According to the PMBOK® Guide and the Standard for Project Management, Market conditions and published commercial information (such as commercial databases or price lists) are classic examples of Enterprise Environmental Factors (EEF).
In the Estimate Costs process, EEFs are internal or external factors that are not under the direct control of the project team but influence, constrain, or direct the project. Specifically:
Market conditions: These describe what products, services, and results are available in the local and global marketplace, which directly affects the cost of resources.
Published commercial information: This includes resource cost rate information that is often available from commercial databases that track skills and human resource costs, and provide standard costs for material and equipment.
The other options are incorrect based on the following PMI definitions:
Scope baseline: This includes the project scope statement, WBS, and WBS dictionary. While it provides the requirements and work packages that need to be estimated, it does not contain external market pricing or commercial data.

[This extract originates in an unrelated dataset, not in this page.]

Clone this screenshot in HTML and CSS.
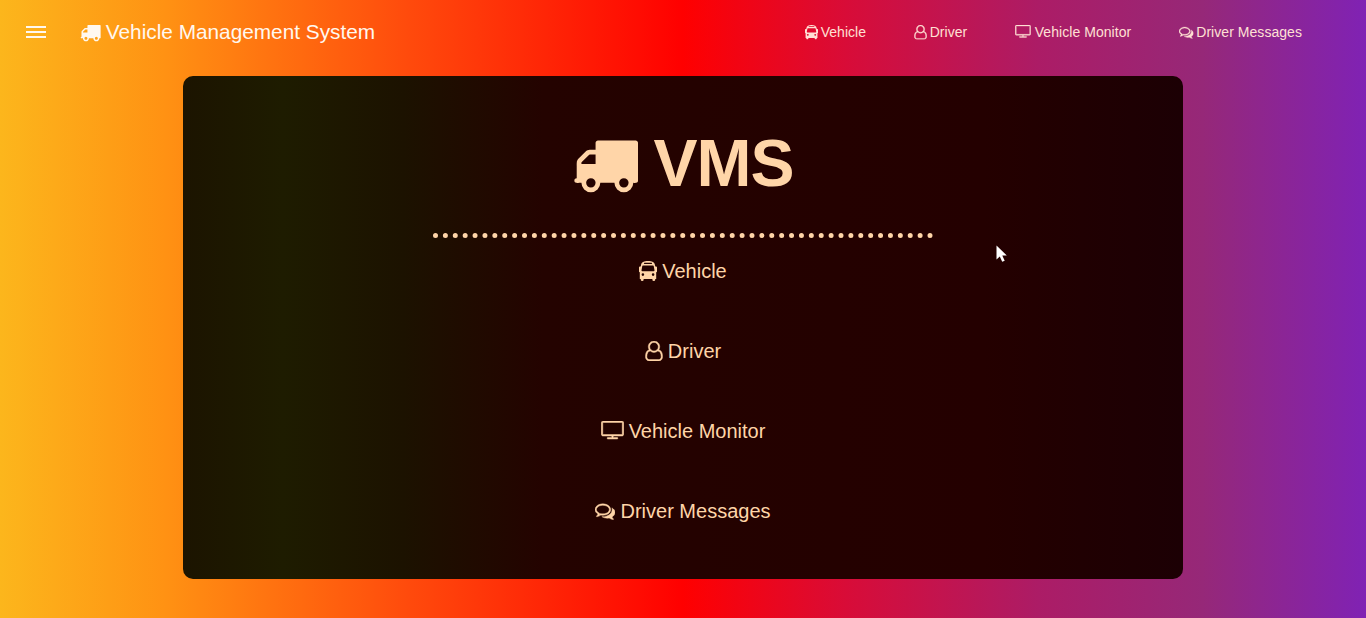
FILE: index.html
```html
<!DOCTYPE html>
<html lang="en">
<head>
<meta charset="utf-8">
<title>Vehicle Management System</title>
<link rel="stylesheet" href="styles.css">
</head>
<body>
<svg class="sprite" aria-hidden="true">
  <symbol id="truck" viewBox="0 0 1792 1792"><path d="M640 1408q0-52-38-90t-90-38-90 38-38 90 38 90 90 38 90-38 38-90zm-384-512h384v-256h-158q-13 0-22 9l-195 195q-9 9-9 22v30zm1280 512q0-52-38-90t-90-38-90 38-38 90 38 90 90 38 90-38 38-90zm256-1088v1024q0 15-4 26.500t-13.500 18.500-16.500 11.500-23.500 6-22.500 2-25.500 0-22.500-.5q0 106-75 181t-181 75-181-75-75-181h-384q0 106-75 181t-181 75-181-75-75-181h-64q-3 0-22.500.5t-25.500 0-22.500-2-23.500-6-16.500-11.500-13.500-18.500-4-26.500q0-26 19-45t45-19v-320q0-8-.5-35t0-38 2.500-34.500 6.500-37 14-30.500 22.500-30l198-198q19-19 50.500-32t58.500-13h160v-192q0-26 19-45t45-19h1024q26 0 45 19t19 45z"/></symbol>
  <symbol id="bus" viewBox="0 0 18 20"><path fill-rule="evenodd" d="M2 4.200C2.200 1.200 5 0 9 0s6.800 1.200 7 4.200l.3 1.300h.7q1 0 1 1v4q0 .8-.8.800V18H16.200v1q0 1-1.400 1t-1.400-1v-1H4.600v1q0 1-1.400 1t-1.400-1v-1H.8v-6.700Q0 11.300 0 10.500v-4q0-1 1-1h.7zM5.500 1.700q-.6 0-.6.6t.6.600h7q.6 0 .6-.6t-.6-.6zM3.900 4.400q-.5 0-.6.600l-.8 4.300q-.1.900.8.900h11.400q.9 0 .8-.9L14.700 5q-.1-.6-.6-.6zM3.900 12.300a1.300 1.300 0 1 0 0 2.600 1.300 1.300 0 0 0 0-2.600zm10.200 0a1.300 1.300 0 1 0 0 2.600 1.300 1.300 0 0 0 0-2.600z"/></symbol>
  <symbol id="user" viewBox="0 0 1536 1792"><path class="bold" d="M1201 784q47 14 89.500 38t89 73 79.500 115.500 55 172 22 236.500q0 154-100 263.500t-241 109.500h-854q-141 0-241-109.500t-100-263.500q0-131 22-236.500t55-172 79.500-115.500 89-73 89.500-38q-79-125-79-272 0-104 40.500-198.500t109.500-163.500 163.500-109.500 198.500-40.500 198.500 40.500 163.500 109.500 109.500 163.500 40.500 198.500q0 147-79 272zm-433-656q-159 0-271.500 112.500t-112.500 271.500 112.500 271.500 271.500 112.500 271.500-112.500 112.500-271.500-112.500-271.500-271.500-112.500zm427 1536q88 0 150.500-71.500t62.500-173.500q0-239-78.500-377t-225.500-145q-145 127-336 127t-336-127q-147 7-225.500 145t-78.500 377q0 102 62.500 173.500t150.500 71.500h854z"/></symbol>
  <symbol id="monitor" viewBox="0 0 1920 1792"><path class="bold" d="M1792 1120v-960q0-13-9.500-22.500t-22.500-9.500h-1600q-13 0-22.500 9.500t-9.500 22.500v960q0 13 9.500 22.500t22.500 9.500h1600q13 0 22.500-9.500t9.500-22.500zm128-960v960q0 66-47 113t-113 47h-736v128h352q14 0 23 9t9 23v64q0 14-9 23t-23 9h-832q-14 0-23-9t-9-23v-64q0-14 9-23t23-9h352v-128h-736q-66 0-113-47t-47-113v-960q0-66 47-113t113-47h1600q66 0 113 47t47 113z"/></symbol>
  <symbol id="chat" viewBox="0 0 1792 1792"><path class="bold" d="M704 384q-153 0-286 52t-211.500 141-78.500 191q0 82 53 158t149 132l97 56-35 84q34-20 62-39l44-31 53 10q78 14 153 14 153 0 286-52t211.500-141 78.500-191-78.500-191-211.500-141-286-52zm0-128q191 0 353.500 68.500t256.500 186.500 94 257-94 257-256.500 186.500-353.500 68.500q-86 0-176-16-124 88-278 128-36 9-86 16h-3q-11 0-20.500-8t-11.500-21q-1-3-1-6.500t.5-6.500 2-6l2.500-5 3.500-5.500 4-5 4.500-5 4-4.500q5-6 23-25t26-29.500 22.500-29 25-38.500 20.500-44q-124-72-195-177t-71-224q0-139 94-257t256.500-186.500 353.500-68.500zm822 1169q10 24 20.500 44t25 38.500 22.500 29 26 29.500 23 25q1 1 4 4.500t4.500 5 4 5 3.500 5.500l2.500 5 2 6 .5 6.500-1 6.500q-3 14-13 22t-22 7q-50-7-86-16-154-40-278-128-90 16-176 16-271 0-472-132 58 4 88 4 161 0 309-45t264-129q125-92 192-212t67-254q0-77-23-152 129 71 204 178t75 230q0 120-71 224.500t-195 176.500z"/></symbol>
</svg>

<header class="navbar">
  <button class="menu" aria-label="Menu"><span></span><span></span><span></span></button>
  <div class="brand"><svg class="icon"><use href="#truck"/></svg><span>Vehicle Management System</span></div>
  <nav class="links">
    <a class="link"><svg class="icon narrow"><use href="#bus"/></svg><span>Vehicle</span></a>
    <a class="link"><svg class="icon narrow"><use href="#user"/></svg><span>Driver</span></a>
    <a class="link"><svg class="icon wide"><use href="#monitor"/></svg><span>Vehicle Monitor</span></a>
    <a class="link"><svg class="icon"><use href="#chat"/></svg><span>Driver Messages</span></a>
  </nav>
</header>

<main class="panel">
  <h1 class="title"><svg class="icon"><use href="#truck"/></svg><span>VMS</span></h1>
  <div class="divider"></div>
  <a class="item"><svg class="icon narrow"><use href="#bus"/></svg><span>Vehicle</span></a>
  <a class="item"><svg class="icon narrow"><use href="#user"/></svg><span>Driver</span></a>
  <a class="item"><svg class="icon wide"><use href="#monitor"/></svg><span>Vehicle Monitor</span></a>
  <a class="item"><svg class="icon"><use href="#chat"/></svg><span>Driver Messages</span></a>
</main>
<svg class="cursor" viewBox="0 0 12 18"><path d="M.5.500v14l3.300-3 2.400 5.300 2.500-1.100-2.400-5.100h4.500z"/></svg>
</body>
</html>
```

FILE: styles.css
```css
* { box-sizing: border-box; }

body {
  margin: 0;
  height: 618px;
  overflow: hidden;
  font-family: "Liberation Sans", Arial, sans-serif;
  color: #ffd5a8;
  background: linear-gradient(to right, #fcb61c 0%, #ff9213 12%, #ff4a0c 30%, #ff0000 50%, #d80c38 62%, #ac1c66 76%, #962878 88%, #8022b4 100%);
}

.sprite { display: none; }

.icon {
  width: 1em;
  height: 1em;
  flex: none;
  fill: currentColor;
  overflow: visible;
}
.icon.narrow { width: 0.9em; }
.icon.wide { width: 1.1em; }
.bold { stroke: currentColor; stroke-width: 40px; }

.navbar {
  display: flex;
  align-items: center;
  height: 64px;
  padding: 0 64px 0 26px;
  color: #fff8ef;
}

.menu {
  display: flex;
  flex-direction: column;
  gap: 3px;
  width: 20px;
  padding: 0;
  border: 0;
  background: none;
}
.menu span { height: 2px; background: #fff8ef; }

.brand {
  display: flex;
  align-items: center;
  gap: 5.500px;
  margin-left: 33.500px;
  font-size: 20.800px;
}

.links {
  display: flex;
  gap: 47.500px;
  margin-left: auto;
  font-size: 14px;
  color: #ffe0d4;
}
.link { display: flex; align-items: center; gap: 3px; }
.link .icon { font-size: 14.500px; }
.link span { letter-spacing: 0.05px; }
.link .wide { margin-right: 1px; }

.panel {
  display: flex;
  flex-direction: column;
  align-items: center;
  width: 1000px;
  height: 503px;
  margin: 12px auto 0;
  padding-top: 50px;
  border-radius: 10px;
  background: linear-gradient(to right, #1c1400 0%, #1e1c00 10%, #1c1200 22%, #240300 36%, #240000 80%, #1c0004 100%);
}

.title {
  display: flex;
  align-items: center;
  gap: 15px;
  height: 75px;
  margin: 0 0 1px;
  font-size: 66px;
  line-height: 75px;
}
.title span { letter-spacing: -1px; }

.divider {
  width: 500px;
  margin: 31px 0 13px;
  border-top: 5px dotted #ffd5a8;
}

.item {
  display: flex;
  align-items: center;
  gap: 5px;
  height: 40px;
  margin-bottom: 40px;
  font-size: 20px;
}
.item .wide { width: 23px; height: 21px; }

.cursor {
  position: absolute;
  left: 996px;
  top: 245px;
  width: 12px;
  height: 18px;
  fill: #fff;
}
```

Organizational Process Assets (OPA): These are internal to the organization and include things like cost estimating templates, historical information, and lessons learned from previous projects. " Published commercial information " is considered external, thus making it an EEF.
Risk Register: This is an input used to consider the " cost of risk " (contingency reserves). While it influences the total estimate, it is not the source for general market conditions or commercial price lists.
As per the PMI Lexicon of Project Management Terms, Enterprise Environmental Factors provide the context in which the project operates, and in the case of cost estimation, they provide the external economic reality that the project manager must account for.